House of Gods

In the community belonging to a Shiite mosque, ambitious Isa is hoping his father will become the new cleric -but at what cost?

In the world of ABC’s House of Gods, Iraqi-Australian businessman Isa (Osamah Sami) life is a clash of conservative traditions and modern Australia.

The son of Sheikh Mohammad (Kamel El Basha), and brother to Batul (Maia Abbas) and Hind (Safia Arain), he runs a truck washing company by day whilst ambitiously hoping his father will win an election at the local Shiite Mosque. If his father wins, he becomes a ‘right hand man’ elevating his status within the community.

But his father’s opponent, Sheikh Shaaker (Simon Elrahi), and local elders are dismayed by an incident in which Sheikh Mohammad was photographed inadvertently receiving a kiss on the cheek from a young girl for a selfie. A local radio presenter (Antoinette Lattouf) drives controversy on air which divides the community and threatens to derail his chances at winning the votes, to be overseen by a visiting grand cleric Seyyed Modhaffer (Faris Daniel).

Under the Mosque roof there is more competition than an Australian Survivor win. The drama highlights the male rule while the women peer through a screen at proceedings.

But election divisions prove so vicious, it even bricks being thrown through windows.

Meanwhile Batul has returned home from Iraq several years after flying the coop, which is not so well received by her siblings who remained, being Isa and Hind.

“You think you can disappear for 3 years and return as some kind of saint?” – Isa

Batul is also escaping complex problems from her Iraqi husband, Bilal.

Also featuring is Batul’s friend Jamila (Priscilla Doueihy), daughter of rival Sheikh Shaaker, who is also dealing with marital problems whilst drawing attraction from Isa. Oh what a murky web we weave….

But Isa will find his own financial problems drive his ambitions and conflict to new lows.

ABC’s new drama series House of Gods begins with controversy, community and collision, created by lead actor Osamah Sami. Cameras take viewers deep into a world usually reserved for an SBS drama, and which screens at a sensitive time for the broadcaster. Yet regardless of real world conflicts, it’s important to represent multiple aspects of the community, which this attempts very authentically.

Sami has managed to capture how different generations linked to a Shi’ite mosque mix in modern Australia. There’s music, fast cars, football, make-up alongside prayer, hijabs, separation of men and women (including at the local pool), honour and corruption. There’s also some very Aussie accents which, if you closed your eyes, would not be out of place on Home & Away.

It’s also a very serious drama, finding little time for humour. I was surprised something as flippant as a kiss (and one in which the Sheikh Mohammad character was not a willing participant) deserved so much conflict focus, but at least episode one ends with an interesting twist.

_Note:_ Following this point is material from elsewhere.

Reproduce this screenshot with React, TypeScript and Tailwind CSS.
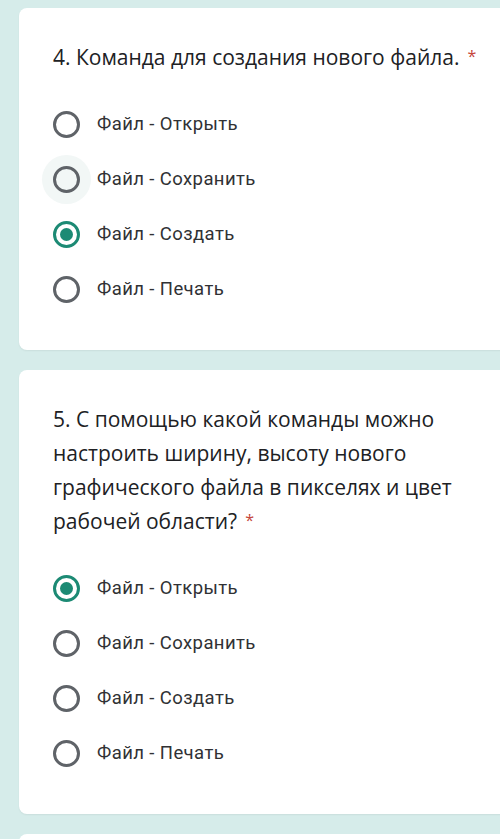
const questions = [
  {
    title: "4. Команда для создания нового файла.",
    options: ["Файл - Открыть", "Файл - Сохранить", "Файл - Создать", "Файл - Печать"],
    checked: 2,
    hover: 1,
  },
  {
    title:
      "5. С помощью какой команды можно настроить ширину, высоту нового графического файла в пикселях и цвет рабочей области?",
    options: ["Файл - Открыть", "Файл - Сохранить", "Файл - Создать", "Файл - Печать"],
    checked: 0,
    hover: -1,
  },
];

function Radio({ checked, hover }: { checked: boolean; hover: boolean }) {
  return (
    <div className="relative flex h-[27px] w-[27px] shrink-0 items-center justify-center">
      {hover && <div className="absolute -inset-[11px] rounded-full bg-[#f2f7f6]" />}
      <div
        className={
          checked
            ? "relative flex h-[27px] w-[27px] items-center justify-center rounded-full border-[3px] border-[#1c8a74]"
            : "relative h-[27px] w-[27px] rounded-full border-[3px] border-[#5f6368]"
        }
      >
        {checked && <div className="h-[13px] w-[13px] rounded-full bg-[#1c8a74]" />}
      </div>
    </div>
  );
}

export default function App() {
  return (
    <div className="min-h-[839px] w-[500px] overflow-hidden bg-[#d6ecea] pt-2">
      <div className="flex flex-col gap-5 pl-[19px]">
        {questions.map((q, qi) => (
          <div key={qi} className="w-[520px] rounded-lg bg-white pb-[33px] pl-[34px] pr-[60px] pt-[32px] shadow-[0_1px_2px_rgba(0,0,0,0.06)]">
            <div className="text-[21px] leading-[34px] text-[#202124] [font-family:'Open_Sans',sans-serif]">
              {q.title}
              <span className="relative -top-[3px] ml-2 text-[16px] leading-none text-[#c5453a]">*</span>
            </div>
            <div className="mt-[23px] flex flex-col">
              {q.options.map((opt, oi) => (
                <div key={oi} className="flex h-[55px] items-center gap-[17px]">
                  <Radio checked={oi === q.checked} hover={oi === q.hover} />
                  <span className="text-[18.5px] tracking-[0.4px] text-[#303134] [font-family:Roboto,sans-serif]">{opt}</span>
                </div>
              ))}
            </div>
          </div>
        ))}
        <div className="h-[60px] w-[520px] rounded-lg bg-white" />
      </div>
    </div>
  );
}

When compared to another recent faith-based family, that of Stan’s Prosper, the House of Gods clan is almost saintly, and certainly a lot more measured. Where Prosper‘s characters break all the rules in the pursuit of power, House of Gods reacts to a lone outlier blinded by faith.

Episode two will also begin to highlight how women in modern Australia expect a greater role in their local community, and indeed as viewers expect in a contemporary drama.

All of the principal cast are first-rate in their roles, particularly the gentle Kamel El Basha, lead Osamah Sami (who is rarely out of his work fluros) and daughters played by Maia Abbas and Safia Arain -it can sometimes be a little tricky to discern between female players, such as conversations between Maia Abbas and Priscilla Doueihy.

Some Australian dramas have successfully embedded middle-eastern characters alongside caucasian performers, such as East West 101, Heartbreak High, Stateless or even led with fully-fledged comedies such as Here Comes the Habibs and Salma’s Season. But not so many have emerged from within its own community and embraced it with as much insight and authenticity as House of Gods.

House of Gods screens 8:30pm Sunday on ABC.